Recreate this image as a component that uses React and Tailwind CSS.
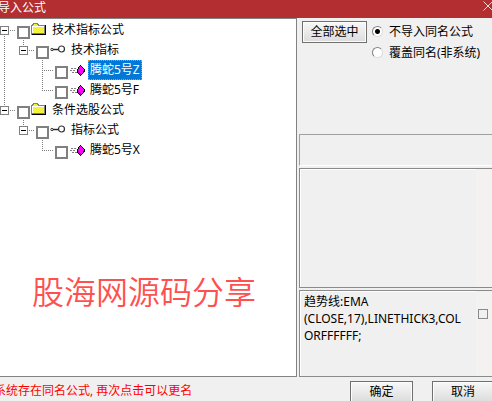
import clsx from "clsx";

// gutter: one cell per level, left to right
const rows = [
	{ id: "t1", gutter: ["nodeFirst"], icon: "folder", text: "技术指标公式" },
	{ id: "t2", gutter: ["line", "nodeLast"], icon: "key", text: "技术指标" },
	{ id: "t3", gutter: ["line", "blank", "tee"], icon: "gem", text: "腾蛇5号Z", selected: true },
	{ id: "t4", gutter: ["line", "blank", "corner"], icon: "gem", text: "腾蛇5号F" },
	{ id: "t5", gutter: ["nodeLast"], icon: "folder", text: "条件选股公式" },
	{ id: "t6", gutter: ["blank", "nodeLast"], icon: "key", text: "指标公式" },
	{ id: "t7", gutter: ["blank", "blank", "corner"], icon: "gem", text: "腾蛇5号X" },
];

const lines = {
	blank: "",
	line: "M4.5 0V20",
	tee: "M4.5 0V20M6 10.5H16",
	corner: "M4.5 0V10M4 10.5H16",
	nodeFirst: "M4.5 16V20M10 10.5H16",
	nodeLast: "M4.5 0V6M10 10.5H16",
};

const Gutter = ({ kind, last }) => (
	<svg
		className={clsx("h-5 shrink-0", last ? "w-[17px]" : "w-[19px]")}
		shapeRendering="crispEdges"
		fill="none"
	>
		<path d={lines[kind]} stroke="#808080" strokeDasharray="1 1" />
		{kind.startsWith("node") && (
			<>
				<rect x="0.5" y="6.5" width="8" height="8" fill="#fff" stroke="#808080" />
				<path d="M2 10.5H7" stroke="#000" />
			</>
		)}
	</svg>
);

const FolderIcon = () => (
	<svg className="size-4 shrink-0" viewBox="0 0 16 16" shapeRendering="crispEdges">
		<defs>
			<pattern id="dither" width="2" height="2" patternUnits="userSpaceOnUse">
				<rect width="2" height="2" fill="#f4f43c" />
				<rect width="1" height="1" fill="#dcdcdc" />
				<rect x="1" y="1" width="1" height="1" fill="#dcdcdc" />
			</pattern>
		</defs>
		<path d="M1 13V3H2V2H3V1H7V2H8V3H14V13Z" fill="url(#dither)" />
		<path d="M2 4.5H13M1.5 4V12" fill="none" stroke="#fff" />
		<path d="M0.5 13V3.5H1.5V2.5H2.5V1.5H6.5V2.5H7.5V3.5H14" fill="none" stroke="#808080" />
		<path d="M13.5 4V12M1 11.5H14" fill="none" stroke="#808080" />
		<path d="M1 12.5H14.5V3" fill="none" stroke="#000" />
	</svg>
);

const KeyIcon = () => (
	<svg className="size-4 shrink-0" viewBox="0 0 16 16" fill="none">
		<circle cx="2" cy="7.5" r="1.2" stroke="#333" />
		<path d="M3 7.5H9" stroke="#222" strokeWidth="1.4" />
		<circle cx="11.5" cy="7" r="3" stroke="#333" strokeWidth="1.2" />
	</svg>
);

const GemIcon = () => (
	<svg className="size-4 shrink-0" viewBox="0 0 16 16" shapeRendering="crispEdges">
		<path d="M2 6.5H7M1 8.5H7M3 10.5H8" stroke="#808080" strokeDasharray="2 1" />
		<path d="M11 3H12V4H13V5H14V6H15V7H16V10H15V11H14V12H13V13H12V14H11V13H10V12H9V11H8V7H9V5H10V4H11Z" fill="#000" />
		<path d="M11 4H12V5H13V6H14V7H15V9H14V11H13V12H12V13H11V12H10V11H9V7H10V5H11Z" fill="#f0f" />
		<path d="M9 9H10V10H11V11H12V13H11V12H10V11H9Z" fill="#b000b0" />
	</svg>
);

const icons = { folder: FolderIcon, key: KeyIcon, gem: GemIcon };

const TreeRow = ({ row }) => {
	const Icon = icons[row.icon];
	return (
		<li className="flex h-5 items-start">
			{row.gutter.map((kind, i) => (
				<Gutter key={i} kind={kind} last={i === row.gutter.length - 1} />
			))}
			<input
				id={row.id}
				type="checkbox"
				className="mt-1.5 size-[13px] shrink-0 appearance-none border-2 border-[#808080] bg-white checked:bg-[#808080]"
			/>
			<label htmlFor={row.id} className="ml-px flex items-start gap-[3px] whitespace-nowrap">
				<span className="pt-0.5">
					<Icon />
				</span>
				<span
					className={clsx(
						"h-5 px-0.5 leading-5",
						row.selected && "bg-[#0078d7] text-white outline-1 -outline-offset-1 outline-dotted outline-[#ff8728]"
					)}
				>
					{row.text}
				</span>
			</label>
		</li>
	);
};

const Button = ({ children, className }) => (
	<button
		type="button"
		className={clsx(
			"h-[22px] border border-[#707070] bg-gradient-to-b from-[#f8f8f8] to-[#dcdcdc] leading-5 shadow-[inset_0_0_0_1px_#fcfcfc]",
			className
		)}
	>
		{children}
	</button>
);

const Radio = ({ label, defaultChecked }) => (
	<label className="flex h-[21px] items-center gap-1.5 whitespace-nowrap">
		<input
			type="radio"
			name="duplicate"
			defaultChecked={defaultChecked}
			className="size-[11px] appearance-none rounded-full border border-[#808080] border-r-[#dcdcdc] border-b-[#dcdcdc] bg-white checked:bg-[radial-gradient(circle,#000_2px,#fff_3px)]"
		/>
		{label}
	</label>
);

export default function App() {
	return (
		<div className="flex h-screen flex-col overflow-hidden bg-[#f0f0f0] font-['Noto_Sans','Noto_Sans_CJK_SC',sans-serif] text-xs text-black">
			<header className="flex h-[18px] shrink-0 items-start justify-between bg-[#b22e31] text-white">
				<h1 className="-ml-0.5 leading-4">导入公式</h1>
				<button type="button" aria-label="关闭" className="pt-px">
					<svg className="block h-[10px] w-[9px]" viewBox="0 0 9 10" stroke="#f0d8d9">
						<path d="M0.5 0.5L9.5 9.5M9.5 0.5L0.5 9.5" />
					</svg>
				</button>
			</header>

			<main className="grid min-h-0 flex-1 grid-cols-[297fr_195fr]">
				<section className="border-t border-r border-b border-[#828282] bg-white pt-px">
					<ul>
						{rows.map((row) => (
							<TreeRow key={row.id} row={row} />
						))}
					</ul>
					<p className="mt-28 px-8 text-[32px] leading-10 font-[350] whitespace-nowrap text-[#ff5050]">股海网源码分享</p>
				</section>

				<section className="flex min-w-0 flex-col gap-0.5 pl-0.5">
					<div className="flex h-[114px] items-start gap-[5px] pt-[3px] pl-[3px]">
						<Button className="w-[65px]">全部选中</Button>
						<fieldset>
							<Radio label="不导入同名公式" defaultChecked />
							<Radio label="覆盖同名(非系统)" />
						</fieldset>
					</div>
					<div className="h-8 border-t border-b border-l border-[#a0a0a0] border-b-white" />
					<div className="flex flex-1 justify-end border-t border-b border-l border-[#8a8a8a] shadow-[inset_1px_1px_0_#fff]">
						<div className="w-4 bg-[#f3f2f0]" />
					</div>
					<div className="flex h-[87px] border border-r-0 border-[#8a8a8a] shadow-[inset_1px_1px_0_#fff]">
						<p className="min-w-0 flex-1 pt-0.5 pl-1 leading-[17px]">
							趋势线:EMA
							<br />
							(CLOSE,17),LINETHICK3,COL
							<br />
							ORFFFFFF;
						</p>
						<div className="w-4 shrink-0 bg-[#f3f2f0] pt-[18px] pl-0.5">
							<input
								type="checkbox"
								aria-label="公式"
								className="block size-[10px] appearance-none border border-[#8a8a8a] bg-[#f0f0f0] checked:bg-[#8a8a8a]"
							/>
						</div>
					</div>
				</section>
			</main>

			<footer className="flex h-6 shrink-0 items-start justify-between pt-1">
				<p className="-ml-1.5 leading-5 whitespace-nowrap text-[#f00]">系统存在同名公式, 再次点击可以更名</p>
				<div className="flex gap-[19px]">
					<Button className="w-[63px]">确定</Button>
					<Button className="-mr-0.5 w-[62px]">取消</Button>
				</div>
			</footer>
		</div>
	);
}
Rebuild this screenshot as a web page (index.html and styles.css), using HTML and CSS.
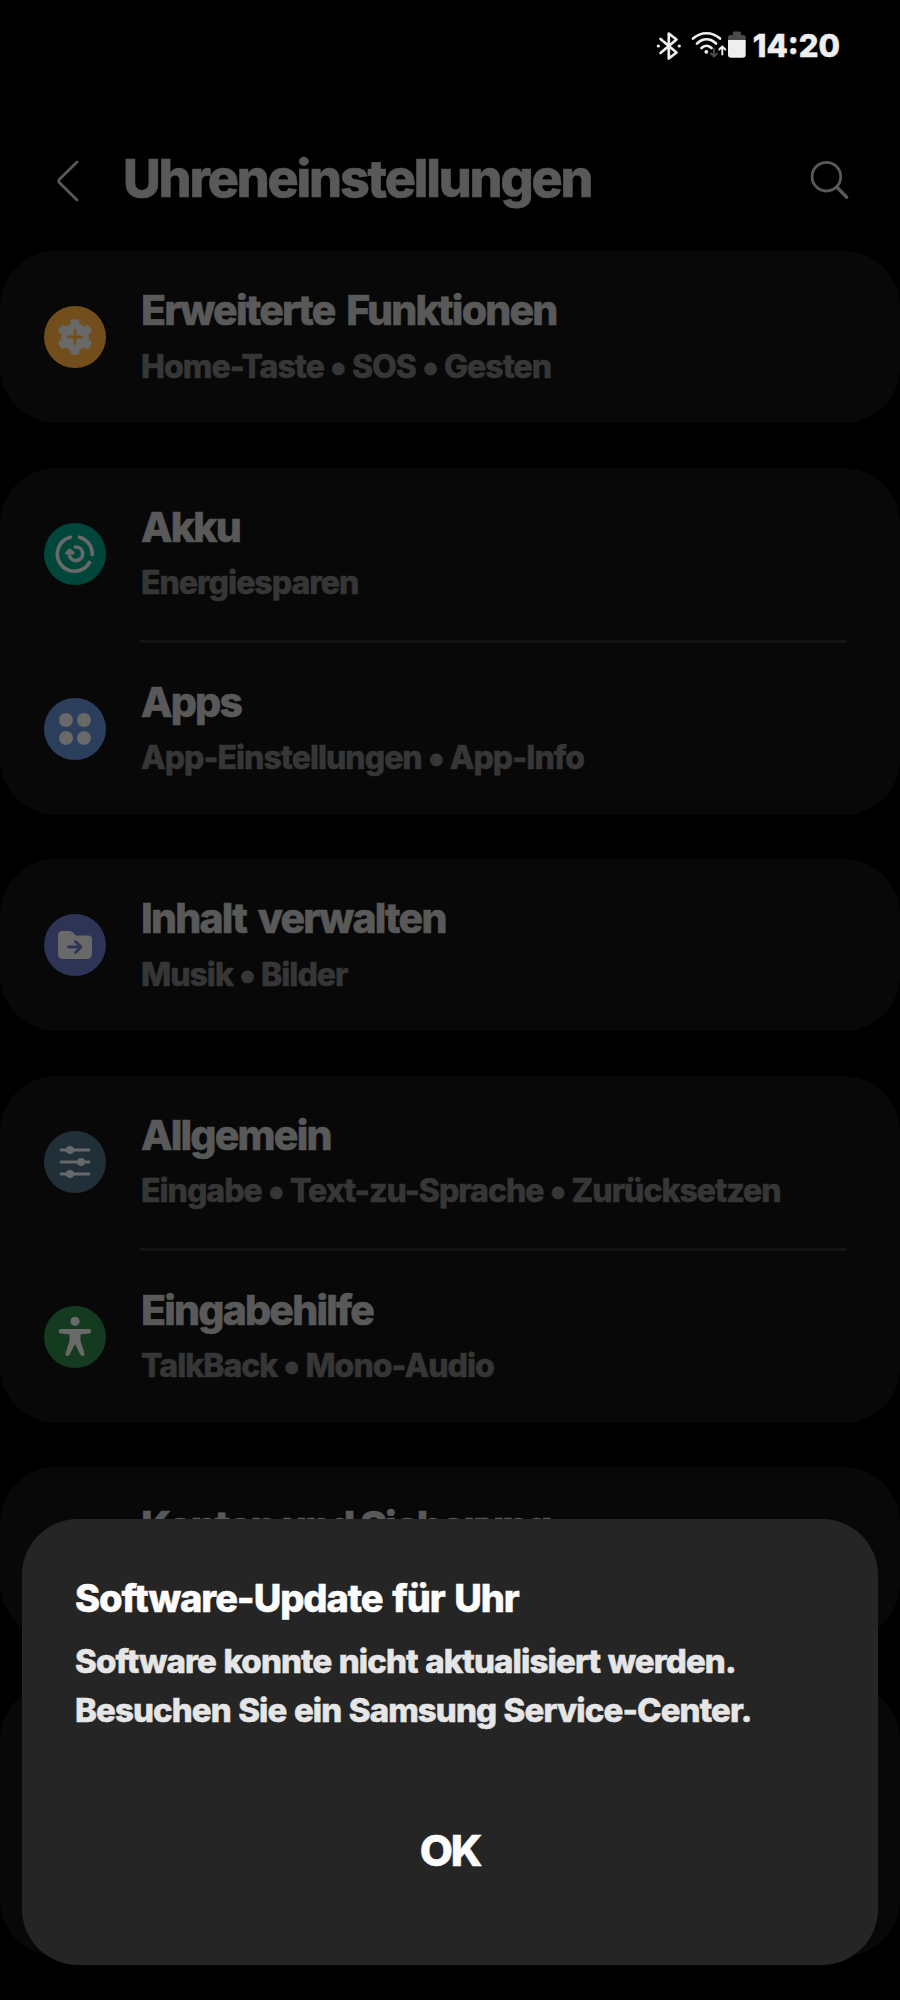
FILE: index.html
```html
<!DOCTYPE html>
<html lang="de">
<head>
<meta charset="utf-8">
<title>Uhreneinstellungen</title>
<link rel="stylesheet" href="styles.css">
</head>
<body>
<div class="screen">
  <div class="status">
    <svg class="status-icons" width="94" height="32" viewBox="0 0 94 32" fill="none" stroke="#eee" stroke-width="2.700" stroke-linecap="round" stroke-linejoin="round">
      <path d="M4.500 8 20.500 21.500 12.800 27.500V2.500L20.500 8.500 4.500 22"/>
      <path d="M2.300 15h.1M23.200 15h.1" stroke-width="3.200"/>
      <path d="M37 7.500C45 .5 56 .5 64 7.500M41 12.500c6-5.500 13-5.500 19 0M45.500 17c3-3 7-3 10 0"/>
      <circle cx="50.300" cy="20.800" r="1.900" fill="#eee" stroke="none"/>
      <path d="M58 17.500v8m-3-3 3 3 3-3" stroke="#4b4b4b" stroke-width="1.900"/>
      <path d="M66.300 23.500v-8m-3 3 3-3 3 3" stroke-width="1.900"/>
      <path d="M72 9V6.500q0-2.500 2.500-2.500h2.500V1.500q0-1 1-1h6q1 0 1 1V4h2.200q2.500 0 2.500 2.500V9z" fill="#4b4b4b" stroke="none"/>
      <path d="M72 9h17.700v14.700q0 3-3 3H75q-3 0-3-3z" fill="#eee" stroke="none"/>
    </svg>
    <span class="clock">14:20</span>
  </div>
  <header class="header">
    <svg class="back" width="22" height="42" viewBox="0 0 22 42" fill="none" stroke="#595959" stroke-width="2.800" stroke-linecap="round" stroke-linejoin="round"><path d="M20 2 2.300 19.500q-1.200 1.500 0 3L20 40"/></svg>
    <h1 class="heading">Uhreneinstellungen</h1>
    <svg class="search" width="40" height="40" viewBox="0 0 40 40" fill="none" stroke="#595959" stroke-width="2.800" stroke-linecap="round"><circle cx="16.400" cy="16.700" r="14.300"/><path d="m26.700 27 10 10.300" stroke-width="3.400"/></svg>
  </header>
  <main class="list">
    <section class="card">
      <div class="row">
        <svg class="icon" viewBox="0 0 62 62"><circle cx="31" cy="31" r="31" fill="#714e1b"/><g fill="#696969"><circle cx="31" cy="31" r="13.800"/><rect x="26.500" y="13.300" width="9" height="35.400" rx="3"/><rect x="26.500" y="13.300" width="9" height="35.400" rx="3" transform="rotate(60 31 31)"/><rect x="26.500" y="13.300" width="9" height="35.400" rx="3" transform="rotate(120 31 31)"/></g><path d="M31 24.500v13M24.500 31h13" stroke="#714e1b" stroke-width="2.800" stroke-linecap="round"/></svg>
        <div class="text"><div class="title">Erweiterte Funktionen</div><div class="sub">Home-Taste <span class="dot">•</span> SOS <span class="dot">•</span> Gesten</div></div>
      </div>
    </section>
    <section class="card">
      <div class="row">
        <svg class="icon" viewBox="0 0 62 62" fill="none" stroke="#696969" stroke-width="3.700" stroke-linecap="round" stroke-linejoin="round"><circle cx="31" cy="31" r="31" fill="#01463a" stroke="none"/><path d="M26.500 14.300A17.200 17.200 0 1 0 45.500 39.500M35.500 14.300A17.200 17.200 0 0 1 48.200 31.500"/><path d="M31.500 24a6.800 6.800 0 1 1-6 9"/><path d="m22.500 30 3-3 3.500 3z" fill="#696969" stroke-width="3"/></svg>
        <div class="text"><div class="title">Akku</div><div class="sub">Energiesparen</div></div>
      </div>
      <div class="divider"></div>
      <div class="row">
        <svg class="icon" viewBox="0 0 62 62"><circle cx="31" cy="31" r="31" fill="#2b3f5c"/><g fill="#696969"><circle cx="22" cy="22" r="7"/><circle cx="40" cy="22" r="7"/><circle cx="22" cy="40" r="7"/><circle cx="40" cy="40" r="7"/></g></svg>
        <div class="text"><div class="title">Apps</div><div class="sub">App-Einstellungen <span class="dot">•</span> App-Info</div></div>
      </div>
    </section>
    <section class="card">
      <div class="row">
        <svg class="icon" viewBox="0 0 62 62"><circle cx="31" cy="31" r="31" fill="#2e3455"/><path d="M14 40V21.500q0-4.500 4.500-4.500h7q2 0 3.500 1.500l3 3h12q4 0 4 4V40q0 5-5 5H19q-5 0-5-5z" fill="#696969"/><path d="M24.500 33H37m-5.500-5.500L37 33l-5.500 5.500" fill="none" stroke="#2e3455" stroke-width="2.800" stroke-linecap="round" stroke-linejoin="round"/></svg>
        <div class="text"><div class="title">Inhalt verwalten</div><div class="sub">Musik <span class="dot">•</span> Bilder</div></div>
      </div>
    </section>
    <section class="card">
      <div class="row">
        <svg class="icon" viewBox="0 0 62 62" stroke="#696969" stroke-width="2.800" stroke-linecap="round"><circle cx="31" cy="31" r="31" fill="#212f39" stroke="none"/><path d="M17 19h28M17 31h28M17 43h28"/><g fill="#696969" stroke="none"><circle cx="26" cy="19" r="4"/><circle cx="37" cy="31" r="4"/><circle cx="26" cy="43" r="4"/></g></svg>
        <div class="text"><div class="title">Allgemein</div><div class="sub">Eingabe <span class="dot">•</span> Text-zu-Sprache <span class="dot">•</span> Zurücksetzen</div></div>
      </div>
      <div class="divider"></div>
      <div class="row">
        <svg class="icon" viewBox="0 0 62 62" fill="#696969"><circle cx="31" cy="31" r="31" fill="#143b20"/><circle cx="31" cy="15.300" r="4.600"/><path d="M17 23h28q2.300 0 2.300 2.200T45 27.500l-8.500 1v6l4 13q.3 2.500-1.700 2.500-1.700 0-2.500-1.500L31 38l-5.300 10.500q-.8 1.500-2.500 1.500-2 0-1.700-2.500l4-13v-6l-8.500-1q-2.300-.1-2.300-2.300T17 23z"/></svg>
        <div class="text"><div class="title">Eingabehilfe</div><div class="sub">TalkBack <span class="dot">•</span> Mono-Audio</div></div>
      </div>
    </section>
    <section class="card">
      <div class="row"><div class="icon"></div><div class="text"><div class="title title-tight">Konten und Sicherung</div></div></div>
    </section>
    <section class="card card-last"></section>
  </main>
  <div class="dialog" role="dialog">
    <h2 class="dialog-title">Software-Update für Uhr</h2>
    <p class="dialog-text">Software konnte nicht aktualisiert werden.<br>Besuchen Sie ein Samsung Service-Center.</p>
    <button class="ok">OK</button>
  </div>
</div>
</body>
</html>
```
FILE: styles.css
```css
* { box-sizing: border-box; }
body { margin: 0; background: #000; }
.screen {
  position: relative;
  width: 900px;
  height: 2000px;
  overflow: hidden;
  background: #000;
  font-family: Inter, "Liberation Sans", sans-serif;
  font-weight: 800;
  -webkit-text-stroke: 0.5px currentColor;
}
.status {
  display: flex;
  align-items: flex-start;
  justify-content: flex-end;
  height: 130px;
  padding: 31px 60px 0 0;
}
.status-icons { flex: none; margin-right: 3px; }
.clock {
  color: #eee;
  font-size: 31px;
  line-height: 30px;
}
.header {
  display: flex;
  align-items: flex-start;
  height: 121px;
  padding: 18px 50px 0 57px;
}
.back { flex: none; margin-top: 12px; }
.heading {
  flex: 1;
  margin: 1px 0 0 44px;
  color: #595959;
  font-size: 52px;
  line-height: 60px;
  font-weight: 800;
  letter-spacing: -2.2px;
  -webkit-text-stroke-width: 0.6px;
}
.search { flex: none; margin-top: 12px; }
.list {
  display: flex;
  flex-direction: column;
  gap: 44.5px;
}
.card {
  flex: none;
  background: #080808;
  border-radius: 56px;
}
.row {
  display: flex;
  align-items: flex-start;
  height: 172px;
  padding: 34px 44px 0;
}
.icon { flex: none; width: 62px; height: 62px; margin-top: 21px; }
.text { margin-left: 35px; white-space: nowrap; }
.title {
  color: #595959;
  font-size: 41px;
  line-height: 50px;
  letter-spacing: -1.8px;
  word-spacing: 4.5px;
  -webkit-text-stroke-width: 0.6px;
}
.title-tight { letter-spacing: -2.1px; word-spacing: 0; }
.sub {
  margin-top: 11.5px;
  color: #363636;
  font-size: 32px;
  line-height: 40px;
  letter-spacing: -1px;
}
.dot {
  font-size: 39px;
  line-height: 0;
  vertical-align: -2px;
}
.divider { height: 3px; margin: 0 53px 0 140px; background: #141414; }
.card-last { height: 272px; }
.dialog {
  position: absolute;
  left: 22px;
  top: 1518.5px;
  display: flex;
  flex-direction: column;
  width: 856px;
  height: 446.5px;
  padding: 56.5px 53px 0;
  border-radius: 56px;
  background: #252525;
}
.dialog-title {
  margin: 0;
  color: #fcfcfc;
  font-size: 38px;
  line-height: 46px;
  font-weight: 800;
  letter-spacing: -1.1px;
  word-spacing: 2.5px;
}
.dialog-text {
  margin: 16px 0 0;
  color: #e6e6e6;
  font-size: 33px;
  line-height: 49px;
  letter-spacing: -0.9px;
  word-spacing: 1.1px;
  white-space: nowrap;
}
.ok {
  align-self: center;
  margin-top: 89px;
  padding: 0;
  border: 0;
  background: none;
  color: #fcfcfc;
  font: inherit;
  font-size: 43px;
  line-height: 52px;
  letter-spacing: -2.3px;
}
```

• **Exercise details**
Tally the lines of the records holding the word "styles", then state only the tally.

• **Solution below**
3